Janet Maslin has been reviewing movies and books for the New York Times for several decades, and up until now she has faithfully toed the newspaper’s line on abortion.

In her 2009 review of The Snakehead by Patrick Radden Keefe, a book about Chinese immigrants smuggled into the U.S., Maslin referred to the book’s commentary on China’s one-child policy as nothing more than “propaganda-ready stories of forced abortions and sterilizations conducted there”; she noted, with derision, that these accounts became “attractive to America’s religious right.”

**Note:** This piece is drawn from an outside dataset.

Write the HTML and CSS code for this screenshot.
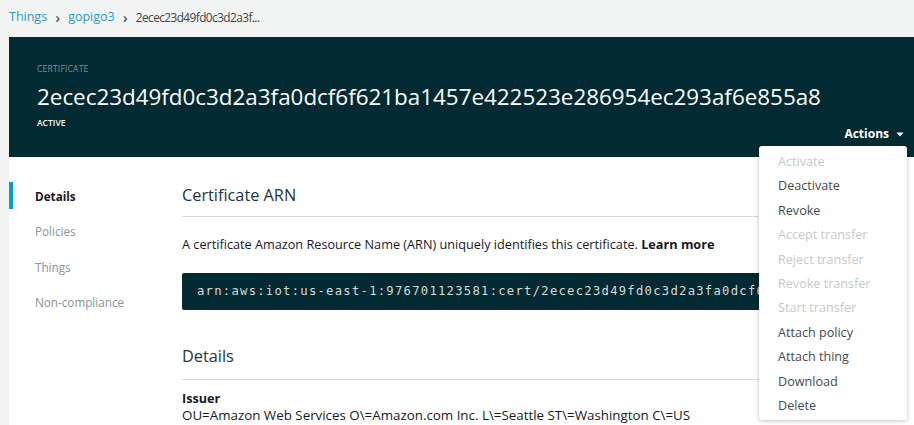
FILE: index.html
```html
<!DOCTYPE html>
<html>
<head>
<meta charset="utf-8">
<link rel="stylesheet" href="styles.css">
</head>
<body>
<nav class="crumbs">
  <a class="crumb-link">Things</a>
  <span class="sep">›</span>
  <a class="crumb-link">gopigo3</a>
  <span class="sep">›</span>
  <span class="crumb-current">2ecec23d49fd0c3d2a3f...</span>
</nav>
<div class="panel">
  <header class="hero">
    <div class="hero-left">
      <div class="kicker">CERTIFICATE</div>
      <h1 class="cert-id">2ecec23d49fd0c3d2a3fa0dcf6f621ba1457e422523e286954ec293af6e855a8</h1>
      <div class="status">ACTIVE</div>
    </div>
    <div class="hero-right">
      <button class="actions-btn">Actions <svg class="caret" width="8" height="5" viewBox="0 0 8 5"><path d="M0.5 0.5h7L4 4.5z" fill="#fff"/></svg></button>
    </div>
  </header>
  <div class="body">
    <aside class="side">
      <div class="side-item active">Details</div>
      <div class="side-item">Policies</div>
      <div class="side-item">Things</div>
      <div class="side-item">Non-compliance</div>
    </aside>
    <main class="main">
      <h2 class="section-title">Certificate ARN</h2>
      <p class="desc">A certificate Amazon Resource Name (ARN) uniquely identifies this certificate. <b>Learn more</b></p>
      <div class="arn"><span class="arn-text">arn:aws:iot:us-east-1:976701123581:cert/2ecec23d49fd0c3d2a3fa0dcf6f621ba1457e422523e286954ec293af6e855a8</span></div>
      <h2 class="section-title details-title">Details</h2>
      <div class="field-label">Issuer</div>
      <div class="field-value">OU=Amazon Web Services O\=Amazon.com Inc. L\=Seattle ST\=Washington C\=US</div>
    </main>
  </div>
</div>
<ul class="menu">
  <li class="menu-item disabled">Activate</li>
  <li class="menu-item">Deactivate</li>
  <li class="menu-item">Revoke</li>
  <li class="menu-item disabled">Accept transfer</li>
  <li class="menu-item disabled">Reject transfer</li>
  <li class="menu-item disabled">Revoke transfer</li>
  <li class="menu-item disabled">Start transfer</li>
  <li class="menu-item">Attach policy</li>
  <li class="menu-item">Attach thing</li>
  <li class="menu-item">Download</li>
  <li class="menu-item">Delete</li>
</ul>
</body>
</html>
```

FILE: styles.css
```css
* { box-sizing: border-box; }
html, body {
  margin: 0;
  padding: 0;
  background: #f2f3f3;
  font-family: "Open Sans", "Noto Sans", sans-serif;
  color: #16191f;
  overflow: hidden;
}
.crumbs {
  height: 37px;
  padding: 0 9px 3px;
  display: flex;
  align-items: center;
  gap: 8px;
  font-size: 12.5px;
  line-height: 18px;
}
.crumb-link { color: #2a9cc4; }
.sep { color: #545b64; font-size: 15px; font-weight: 600; }
.crumb-current { color: #444; font-size: 11.8px; letter-spacing: -0.55px; }
.panel {
  margin-left: 9px;
  background: #fff;
  min-height: 388px;
}
.hero {
  height: 120px;
  background: #022a33;
  display: flex;
  justify-content: space-between;
  padding: 26px 0 0 28px;
}
.kicker {
  font-size: 8.5px;
  line-height: 12px;
  color: #7e9196;
  letter-spacing: 0.2px;
}
.cert-id {
  margin: 7px 0 0;
  font-size: 22.4px;
  line-height: 30px;
  font-weight: 400;
  color: #fff;
}
.status {
  margin-top: 5px;
  font-size: 8.5px;
  line-height: 12px;
  color: #fff;
  font-weight: 600;
}
.hero-right {
  display: flex;
  align-items: flex-end;
  padding: 0 10px 15px 0;
}
.actions-btn {
  background: none;
  border: 0;
  padding: 0;
  color: #fff;
  font-family: inherit;
  font-size: 12px;
  font-weight: 700;
  line-height: 16px;
  display: flex;
  align-items: center;
  gap: 7px;
}
.body {
  display: flex;
}
.side {
  width: 173px;
  padding-top: 25px;
  flex: none;
}
.side-item {
  height: 27px;
  margin-bottom: 8.5px;
  display: flex;
  align-items: center;
  padding-left: 22px;
  font-size: 11.7px;
  color: #879596;
  border-left: 4px solid transparent;
}
.side-item.active {
  border-left-color: #00a1c9;
  color: #16191f;
  font-weight: 700;
}
.main {
  flex: 1;
  padding: 27px 20px 0 0;
  min-width: 0;
}
.section-title {
  margin: 0;
  font-size: 16.3px;
  line-height: 22px;
  font-weight: 400;
  color: #23363d;
  padding-bottom: 10px;
  border-bottom: 1px solid #d5dbdb;
}
.desc {
  margin: 18px 0 0;
  font-size: 12.7px;
  line-height: 18px;
  color: #16191f;
}
.desc b { font-weight: 700; }
.arn {
  margin-top: 20px;
  height: 37px;
  background: #022a33;
  border-radius: 2px;
  color: #d5dbdb;
  font-family: "DejaVu Sans Mono", monospace;
  font-size: 12.2px;
  letter-spacing: 1.27px;
  line-height: 37px;
  padding-left: 15px;
  white-space: nowrap;
  overflow: hidden;
}
.details-title {
  margin-top: 35px;
  padding-bottom: 12px;
}
.field-label {
  margin-top: 11px;
  font-size: 12.6px;
  line-height: 16px;
  font-weight: 700;
  color: #16191f;
}
.field-value {
  font-size: 13.35px;
  line-height: 16px;
  color: #16191f;
}
.menu {
  position: absolute;
  left: 759px;
  top: 146px;
  width: 148px;
  margin: 0;
  padding: 4px 0 2px;
  list-style: none;
  background: #fff;
  border-radius: 3px;
  box-shadow: 0 1px 4px rgba(0,0,0,0.25);
}
.menu-item {
  height: 24.4px;
  line-height: 24.4px;
  padding-left: 19px;
  font-size: 12.6px;
  color: #444b4e;
}
.menu-item.disabled { color: #c4cacb; }
```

Recently Maslin slipped. In her review of Frog, a novel by Nobel Prize winner Mo Yan, she discussed China’s one-child policy by noting how an abortionist sought “to trap a very pregnant woman before she can give birth. A fetus in the womb is still fair game for her. But if it can manage to be born, it becomes a Chinese citizen, and she has no right to take its life anymore.”

The “it,” of course, is a baby boy or girl. But let’s not be picky: Maslin’s admission that once the baby is born, the abortionist “has no right to take its life anymore” is a frank acknowledgement that life begins in the womb.

Maslin won’t lose her job over this—it was obviously a Freudian slip. No matter, it reveals, once again, that even the most ardent pro-abortion proponents are given to inadvertent bursts of honesty.